Enter the notebook. Unbeknownst to Wayne, Jerry had recorded his previous comments word for word and then read them back to Wayne verbatim. The good professor was astonished. He questioned why someone of Jerry’s caliber would waste his time with such a jejune exercise in proving himself right. Precisely.

The story does have a somewhat happy ending. Jerry seized the opportunity to enlighten Wayne on some possible explanations for his (Wayne’s) dismal love life. Apparently there was an endless stream of coeds who were attracted to the professor, but each lasted about as long as the rinse cycle. While they liked his commanding presence in the classroom, it didn’t translate well to the living quarters. Everybody needs to be right sometimes Wayne.

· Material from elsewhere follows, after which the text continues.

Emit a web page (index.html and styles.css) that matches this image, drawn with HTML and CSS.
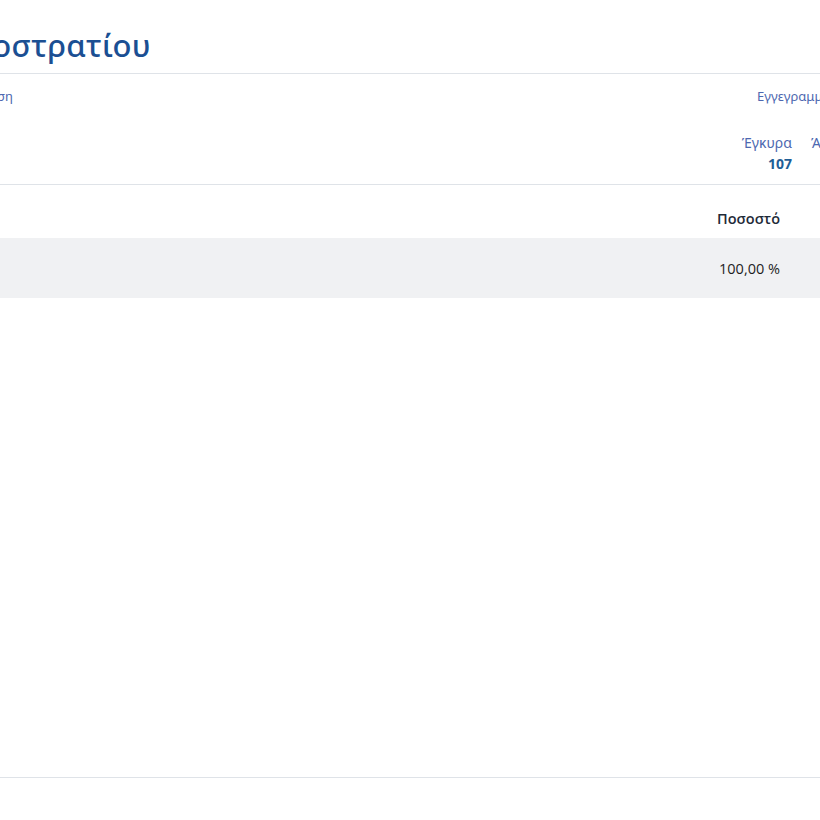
FILE: index.html
```
<!DOCTYPE html>
<html lang="el">
    <head>
        <meta charset="UTF-8" />
        <meta name="viewport" content="width=device-width, initial-scale=1.0" />
        <title>Αποτελέσματα Καλοστρατίου</title>
        <link rel="stylesheet" href="styles.css">
    </head>
    <body>
        <div class="page">
            <div class="header">
                <h1 class="title">Καλοστρατίου</h1>
            </div>

            <div class="info-row">
                <span class="info-left">Καταμέτρηση</span>
                <span class="info-right">Εγγεγραμμένοι</span>
            </div>

            <div class="stats">
                <div></div>
                <div class="stat">
                    <span class="stat-label">Έγκυρα</span>
                    <span class="stat-value">107</span>
                </div>
                <div class="stat">
                    <span class="stat-label">Άκυρα</span>
                    <span class="stat-value">0</span>
                </div>
            </div>

            <div class="results">
                <div class="row head">
                    <div class="cell name">Συνδυασμός</div>
                    <div class="cell pct">Ποσοστό</div>
                    <div class="cell"></div>
                </div>
                <div class="row alt">
                    <div class="cell name"><a class="party" href="#">ΛΑΪΚΗ ΣΥΣΠΕΙΡΩΣΗ</a></div>
                    <div class="cell pct">100,00 %</div>
                    <div class="cell"></div>
                </div>
            </div>

            <div class="footer-line"></div>
        </div>
    </body>
</html>
```

FILE: styles.css
```
* {
    margin: 0;
    padding: 0;
    box-sizing: border-box;
}

html,
body {
    overflow: hidden;
}

body {
    background: #fff;
    font-family: "Noto Sans", "Open Sans", sans-serif;
    color: #222;
}

.page {
    margin-left: -320px;
    width: 1460px;
}

.header {
    padding-top: 25px;
    padding-left: 256px;
    height: 74px;
    border-bottom: 1px solid #dfe3e8;
}

.title {
    font-size: 31px;
    font-weight: 500;
    line-height: 40px;
    color: #1b4f93;
    letter-spacing: 0.3px;
}

.info-row {
    display: grid;
    grid-template-columns: 1077px auto;
    padding-top: 13px;
    height: 40px;
    font-size: 13px;
    color: #4d68b0;
}

.info-left {
    justify-self: end;
    padding-right: 744px;
}

.stats {
    display: grid;
    grid-template-columns: 1050px 62px 62px;
    height: 71px;
    padding-top: 18px;
    border-bottom: 1px solid #dfe3e8;
}

.stat {
    display: flex;
    flex-direction: column;
    align-items: flex-end;
    line-height: 21px;
}

.stat-label {
    font-size: 14px;
    color: #4d68b0;
}

.stat-value {
    font-size: 14px;
    font-weight: 700;
    color: #1f5e96;
}

.row {
    display: grid;
    grid-template-columns: 1000px 100px 360px;
    align-items: center;
    font-family: "Open Sans", "Noto Sans", sans-serif;
    font-size: 14.5px;
}

.row.head {
    height: 53px;
    padding-top: 13px;
    font-weight: 600;
    color: #1e2a38;
}

.row.alt {
    height: 60px;
    background: #f0f1f3;
    color: #1e1e1e;
    font-weight: 500;
}

.cell.pct {
    text-align: right;
}

.head .name {
    visibility: hidden;
}

.party {
    font-size: 12px;
    color: #4d8fc9;
    text-decoration: none;
    display: block;
    width: 322px;
    margin-top: -26px;
    overflow: hidden;
    white-space: nowrap;
}

.footer-line {
    margin-top: 479px;
    border-top: 1px solid #dfe3e8;
}
```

I run into Waynes everywhere. Why do some people think that playing devil’s advocate is an entertaining form of conversation? Do most of us have enough Church Lady in us that we are itching to do the superior dance?

Which brings me to another conundrum. How is it that those abrasive baby boomers, James Carville and Mary Matalin are still married? All they ever do is contradict each other. Imagine trying to enjoy your Rice Krispies while watching yourselves argue on “Face the Nation.”

I’m remembering a quote I read in The Utne Reader 13 years ago: “Our culture is saturated with information and starved for conversation.” I believe this is even truer today. Remember the verb forms “neighboring” and “visiting?” They used to be valid pastimes.

What if you called up a friend and said, “Why don’t you come over Tuesday for conversation?” Can you imagine the pregnant pause on the other end of the line? It might be followed by, “Well, are we going to have lunch?”

See what’s happened to us. We’re so productivity-focused that even talking to each other has to involve multitasking.

One notable exception might be a book discussion group. No, wait, I guess it isn’t because to have read a book and be knowledgeable about its content is rather task oriented isn’t it?

Which reminds me of a story that you will find hard to believe, but is absolutely factual. I am poised to lead a novel discussion group at Barnes & Noble. Sitting in a circle with me are about 15 women. It soon becomes obvious that I am in a discussion by myself – no one is contributing. A little probing on my part reveals that NO ONE in the circle but me has actually read the book! Turns out they were hungering for in-person intellectual discourse, and simply wanted to be somewhere where people were conversing.

This was not an isolated incident. In talking with my counterparts around the state I discovered that this happens all the time. I would tell the Utne Reader that we are more than starved for conversation. We are desperate to be heard. My mother always maintained that there were only about 5 good listeners on the planet. A good listener is the rarest conversationalist of all. If you doubt this, tune in Monday to “The View,” or to the popular ESPN show “Pardon The Interruption,” and I will rest my case.